> Task details: Search the data for the word "React" and copy every line that contains it.
** START Source excerpt **
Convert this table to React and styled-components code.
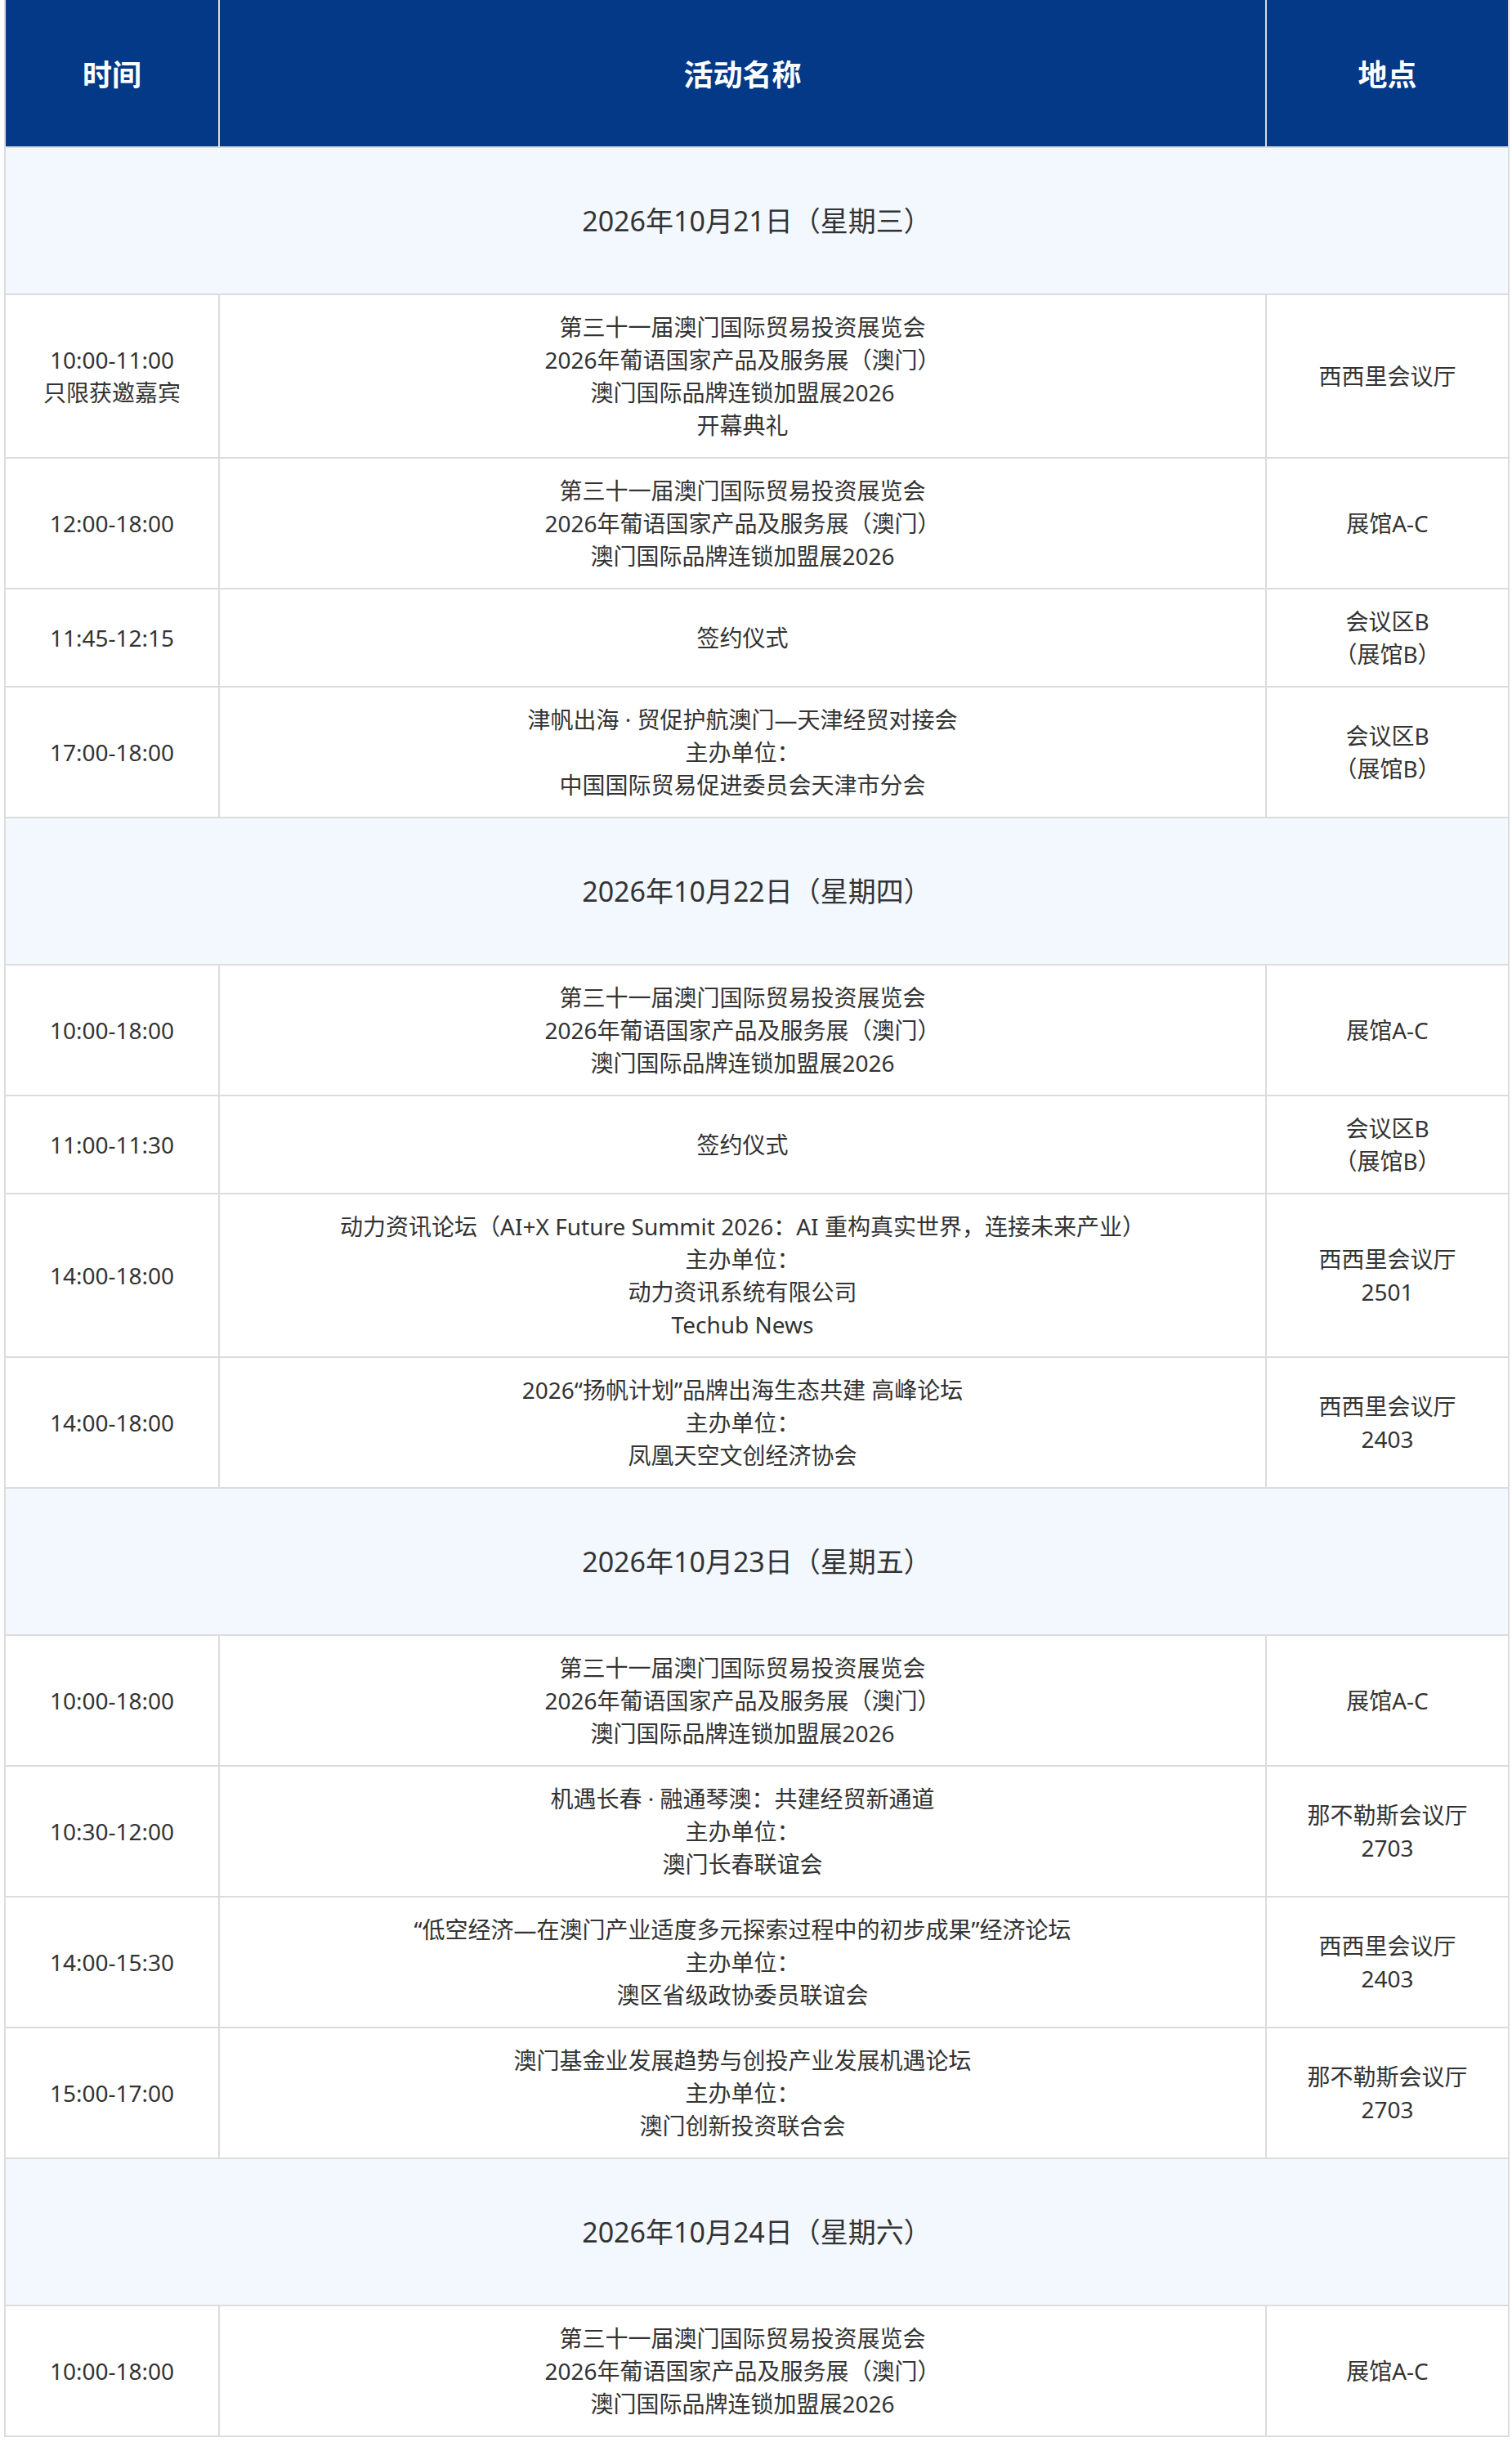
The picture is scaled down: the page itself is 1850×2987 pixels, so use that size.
import React from "react";
import styled, { createGlobalStyle } from "styled-components";

const GlobalStyle = createGlobalStyle`
  body {
    margin: 0;
    background: #ffffff;
    font-family: "Noto Sans", "Noto Sans CJK SC", sans-serif;
  }
`;

const EXPO = [
  "第三十一届澳门国际贸易投资展览会",
  "2026年葡语国家产品及服务展（澳门）",
  "澳门国际品牌连锁加盟展2026",
];

const schedule = [
  {
    day: "2026年10月21日（星期三）",
    items: [
      { time: ["10:00-11:00", "只限获邀嘉宾"], name: [...EXPO, "开幕典礼"], place: ["西西里会议厅"] },
      { time: ["12:00-18:00"], name: EXPO, place: ["展馆A-C"] },
      { time: ["11:45-12:15"], name: ["签约仪式"], place: ["会议区B", "（展馆B）"] },
      {
        time: ["17:00-18:00"],
        name: ["津帆出海 · 贸促护航澳门—天津经贸对接会", "主办单位：", "中国国际贸易促进委员会天津市分会"],
        place: ["会议区B", "（展馆B）"],
      },
    ],
  },
  {
    day: "2026年10月22日（星期四）",
    items: [
      { time: ["10:00-18:00"], name: EXPO, place: ["展馆A-C"] },
      { time: ["11:00-11:30"], name: ["签约仪式"], place: ["会议区B", "（展馆B）"] },
      {
        time: ["14:00-18:00"],
        name: [
          "动力资讯论坛（AI+X Future Summit 2026：AI 重构真实世界，连接未来产业）",
          "主办单位：",
          "动力资讯系统有限公司",
          "Techub News",
        ],
        place: ["西西里会议厅", "2501"],
      },
      {
        time: ["14:00-18:00"],
        name: ["2026“扬帆计划”品牌出海生态共建 高峰论坛", "主办单位：", "凤凰天空文创经济协会"],
        place: ["西西里会议厅", "2403"],
      },
    ],
  },
  {
    day: "2026年10月23日（星期五）",
    items: [
      { time: ["10:00-18:00"], name: EXPO, place: ["展馆A-C"] },
      {
        time: ["10:30-12:00"],
        name: ["机遇长春 · 融通琴澳：共建经贸新通道", "主办单位：", "澳门长春联谊会"],
        place: ["那不勒斯会议厅", "2703"],
      },
      {
        time: ["14:00-15:30"],
        name: ["“低空经济—在澳门产业适度多元探索过程中的初步成果”经济论坛", "主办单位：", "澳区省级政协委员联谊会"],
        place: ["西西里会议厅", "2403"],
      },
      {
        time: ["15:00-17:00"],
        name: ["澳门基金业发展趋势与创投产业发展机遇论坛", "主办单位：", "澳门创新投资联合会"],
        place: ["那不勒斯会议厅", "2703"],
      },
    ],
  },
  {
    day: "2026年10月24日（星期六）",
    items: [{ time: ["10:00-18:00"], name: EXPO, place: ["展馆A-C"] }],
  },
];

const Page = styled.div`
  padding: 0 5px;
`;

const Table = styled.table`
  width: 100%;
  border-collapse: collapse;
  table-layout: fixed;
`;

const Col = styled.col`
  width: ${(p) => p.$w}px;
`;

const HeadCell = styled.th`
  height: 179px;
  padding: 0;
  background: #033986;
  color: #ffffff;
  font-size: 36px;
  font-weight: 700;
  text-align: center;
  vertical-align: middle;
  border: 2px solid #dcdcdc;
  border-top: hidden;
`;

const DayCell = styled.td`
  height: 178px;
  padding: 0;
  background: #f3f8fe;
  color: #333333;
  font-size: 34px;
  line-height: 48px;
  text-align: center;
  vertical-align: middle;
  border: 2px solid #dcdcdc;
`;

const Cell = styled.td`
  padding: 19px 10px;
  color: #333333;
  font-size: 28px;
  line-height: 40px;
  text-align: center;
  vertical-align: middle;
  border: 2px solid #dcdcdc;
  background: #ffffff;
`;

const Line = styled.div`
  white-space: nowrap;
`;

function Lines({ list }) {
  return list.map((t, i) => <Line key={i}>{t}</Line>);
}

export default function App() {
  return (
    <Page>
      <GlobalStyle />
      <Table>
        <colgroup>
          <Col $w={262} />
          <Col $w={1281} />
          <Col $w={297} />
        </colgroup>
        <thead>
          <tr>
            <HeadCell>时间</HeadCell>
            <HeadCell>活动名称</HeadCell>
            <HeadCell>地点</HeadCell>
          </tr>
        </thead>
        <tbody>
          {schedule.map((d) => (
            <React.Fragment key={d.day}>
              <tr>
                <DayCell colSpan={3}>{d.day}</DayCell>
              </tr>
              {d.items.map((it, i) => (
                <tr key={i}>
                  <Cell>
                    <Lines list={it.time} />
                  </Cell>
                  <Cell>
                    <Lines list={it.name} />
                  </Cell>
                  <Cell>
                    <Lines list={it.place} />
                  </Cell>
                </tr>
              ))}
            </React.Fragment>
          ))}
        </tbody>
      </Table>
    </Page>
  );
}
** END Source excerpt **
> Reply to the task:
Convert this table to React and styled-components code.
import React from "react";
            <React.Fragment key={d.day}>
            </React.Fragment>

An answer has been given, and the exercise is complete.